Prompt |
Each line of the material must be repeated precisely, with the pictures left out.

Source excerpt |
[start]
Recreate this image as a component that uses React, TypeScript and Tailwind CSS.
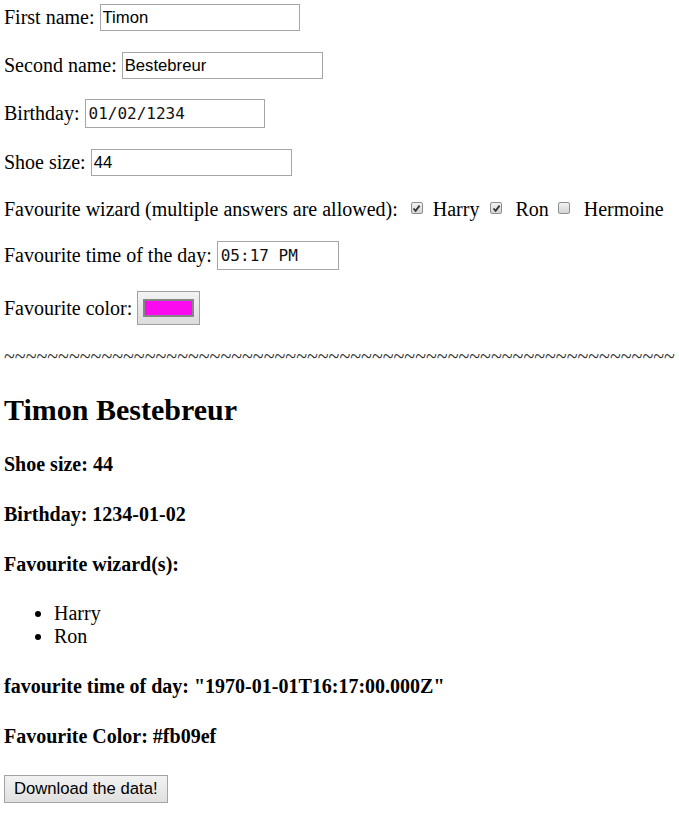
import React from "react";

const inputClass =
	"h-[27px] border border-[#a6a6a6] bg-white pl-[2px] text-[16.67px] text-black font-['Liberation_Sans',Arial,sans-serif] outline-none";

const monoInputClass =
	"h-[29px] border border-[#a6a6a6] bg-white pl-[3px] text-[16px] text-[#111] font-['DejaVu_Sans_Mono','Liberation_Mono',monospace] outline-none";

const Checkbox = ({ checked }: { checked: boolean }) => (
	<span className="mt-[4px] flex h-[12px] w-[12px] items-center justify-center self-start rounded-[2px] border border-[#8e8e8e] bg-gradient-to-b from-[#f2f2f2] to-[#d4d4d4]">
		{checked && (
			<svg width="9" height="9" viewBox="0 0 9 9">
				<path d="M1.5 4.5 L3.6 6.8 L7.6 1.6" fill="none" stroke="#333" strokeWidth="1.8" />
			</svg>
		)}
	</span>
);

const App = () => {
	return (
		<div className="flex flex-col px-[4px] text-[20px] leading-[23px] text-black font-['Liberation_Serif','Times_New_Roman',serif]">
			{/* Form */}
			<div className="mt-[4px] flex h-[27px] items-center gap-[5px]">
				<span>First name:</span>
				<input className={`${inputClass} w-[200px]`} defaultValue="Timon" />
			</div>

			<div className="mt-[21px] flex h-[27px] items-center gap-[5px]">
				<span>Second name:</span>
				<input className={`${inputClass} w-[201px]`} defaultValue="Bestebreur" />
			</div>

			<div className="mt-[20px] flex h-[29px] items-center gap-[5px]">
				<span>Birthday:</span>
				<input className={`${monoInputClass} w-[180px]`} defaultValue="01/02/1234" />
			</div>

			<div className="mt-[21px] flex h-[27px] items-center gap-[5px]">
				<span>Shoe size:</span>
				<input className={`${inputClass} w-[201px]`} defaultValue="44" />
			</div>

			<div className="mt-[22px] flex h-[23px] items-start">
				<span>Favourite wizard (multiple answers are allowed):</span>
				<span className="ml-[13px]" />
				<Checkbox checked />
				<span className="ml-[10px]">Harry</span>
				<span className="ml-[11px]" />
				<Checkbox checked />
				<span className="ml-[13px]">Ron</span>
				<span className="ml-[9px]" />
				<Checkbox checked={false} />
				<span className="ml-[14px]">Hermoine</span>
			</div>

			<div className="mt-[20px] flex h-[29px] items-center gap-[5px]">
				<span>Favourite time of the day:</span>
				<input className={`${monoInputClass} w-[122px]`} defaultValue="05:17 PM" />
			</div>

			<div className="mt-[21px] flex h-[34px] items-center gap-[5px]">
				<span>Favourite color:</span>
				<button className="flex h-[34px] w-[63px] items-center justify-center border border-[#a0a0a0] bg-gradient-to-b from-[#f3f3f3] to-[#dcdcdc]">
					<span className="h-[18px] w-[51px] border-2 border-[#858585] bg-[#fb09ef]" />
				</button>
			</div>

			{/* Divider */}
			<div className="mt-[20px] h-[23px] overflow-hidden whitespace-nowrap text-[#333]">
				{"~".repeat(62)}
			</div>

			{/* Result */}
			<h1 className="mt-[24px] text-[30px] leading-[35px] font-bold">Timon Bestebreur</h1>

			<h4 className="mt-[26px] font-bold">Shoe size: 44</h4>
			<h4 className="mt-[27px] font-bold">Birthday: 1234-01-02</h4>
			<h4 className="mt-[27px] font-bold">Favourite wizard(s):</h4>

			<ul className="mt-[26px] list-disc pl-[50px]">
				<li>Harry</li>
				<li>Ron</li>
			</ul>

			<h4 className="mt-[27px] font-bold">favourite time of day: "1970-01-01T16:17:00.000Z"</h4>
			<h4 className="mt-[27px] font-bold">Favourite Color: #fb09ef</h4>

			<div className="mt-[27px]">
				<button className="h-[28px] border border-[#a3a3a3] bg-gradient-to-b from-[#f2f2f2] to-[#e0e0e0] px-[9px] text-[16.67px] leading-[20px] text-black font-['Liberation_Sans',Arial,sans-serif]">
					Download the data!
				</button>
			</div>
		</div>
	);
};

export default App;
[end]
Task solution |
Recreate this image as a component that uses React, TypeScript and Tailwind CSS.
import React from "react";

const inputClass =
	"h-[27px] border border-[#a6a6a6] bg-white pl-[2px] text-[16.67px] text-black font-['Liberation_Sans',Arial,sans-serif] outline-none";

const monoInputClass =
	"h-[29px] border border-[#a6a6a6] bg-white pl-[3px] text-[16px] text-[#111] font-['DejaVu_Sans_Mono','Liberation_Mono',monospace] outline-none";

const Checkbox = ({ checked }: { checked: boolean }) => (
	<span className="mt-[4px] flex h-[12px] w-[12px] items-center justify-center self-start rounded-[2px] border border-[#8e8e8e] bg-gradient-to-b from-[#f2f2f2] to-[#d4d4d4]">
		{checked && (
			<svg width="9" height="9" viewBox="0 0 9 9">
				<path d="M1.5 4.5 L3.6 6.8 L7.6 1.6" fill="none" stroke="#333" strokeWidth="1.8" />
			</svg>
		)}
	</span>
);

const App = () => {
	return (
		<div className="flex flex-col px-[4px] text-[20px] leading-[23px] text-black font-['Liberation_Serif','Times_New_Roman',serif]">
			{/* Form */}
			<div className="mt-[4px] flex h-[27px] items-center gap-[5px]">
				<span>First name:</span>
				<input className={`${inputClass} w-[200px]`} defaultValue="Timon" />
			</div>

			<div className="mt-[21px] flex h-[27px] items-center gap-[5px]">
				<span>Second name:</span>
				<input className={`${inputClass} w-[201px]`} defaultValue="Bestebreur" />
			</div>

			<div className="mt-[20px] flex h-[29px] items-center gap-[5px]">
				<span>Birthday:</span>
				<input className={`${monoInputClass} w-[180px]`} defaultValue="01/02/1234" />
			</div>

			<div className="mt-[21px] flex h-[27px] items-center gap-[5px]">
				<span>Shoe size:</span>
				<input className={`${inputClass} w-[201px]`} defaultValue="44" />
			</div>

			<div className="mt-[22px] flex h-[23px] items-start">
				<span>Favourite wizard (multiple answers are allowed):</span>
				<span className="ml-[13px]" />
				<Checkbox checked />
				<span className="ml-[10px]">Harry</span>
				<span className="ml-[11px]" />
				<Checkbox checked />
				<span className="ml-[13px]">Ron</span>
				<span className="ml-[9px]" />
				<Checkbox checked={false} />
				<span className="ml-[14px]">Hermoine</span>
			</div>

			<div className="mt-[20px] flex h-[29px] items-center gap-[5px]">
				<span>Favourite time of the day:</span>
				<input className={`${monoInputClass} w-[122px]`} defaultValue="05:17 PM" />
			</div>

			<div className="mt-[21px] flex h-[34px] items-center gap-[5px]">
				<span>Favourite color:</span>
				<button className="flex h-[34px] w-[63px] items-center justify-center border border-[#a0a0a0] bg-gradient-to-b from-[#f3f3f3] to-[#dcdcdc]">
					<span className="h-[18px] w-[51px] border-2 border-[#858585] bg-[#fb09ef]" />
				</button>
			</div>

			{/* Divider */}
			<div className="mt-[20px] h-[23px] overflow-hidden whitespace-nowrap text-[#333]">
				{"~".repeat(62)}
			</div>

			{/* Result */}
			<h1 className="mt-[24px] text-[30px] leading-[35px] font-bold">Timon Bestebreur</h1>

			<h4 className="mt-[26px] font-bold">Shoe size: 44</h4>
			<h4 className="mt-[27px] font-bold">Birthday: 1234-01-02</h4>
			<h4 className="mt-[27px] font-bold">Favourite wizard(s):</h4>

			<ul className="mt-[26px] list-disc pl-[50px]">
				<li>Harry</li>
				<li>Ron</li>
			</ul>

			<h4 className="mt-[27px] font-bold">favourite time of day: "1970-01-01T16:17:00.000Z"</h4>
			<h4 className="mt-[27px] font-bold">Favourite Color: #fb09ef</h4>

			<div className="mt-[27px]">
				<button className="h-[28px] border border-[#a3a3a3] bg-gradient-to-b from-[#f2f2f2] to-[#e0e0e0] px-[9px] text-[16.67px] leading-[20px] text-black font-['Liberation_Sans',Arial,sans-serif]">
					Download the data!
				</button>
			</div>
		</div>
	);
};

export default App;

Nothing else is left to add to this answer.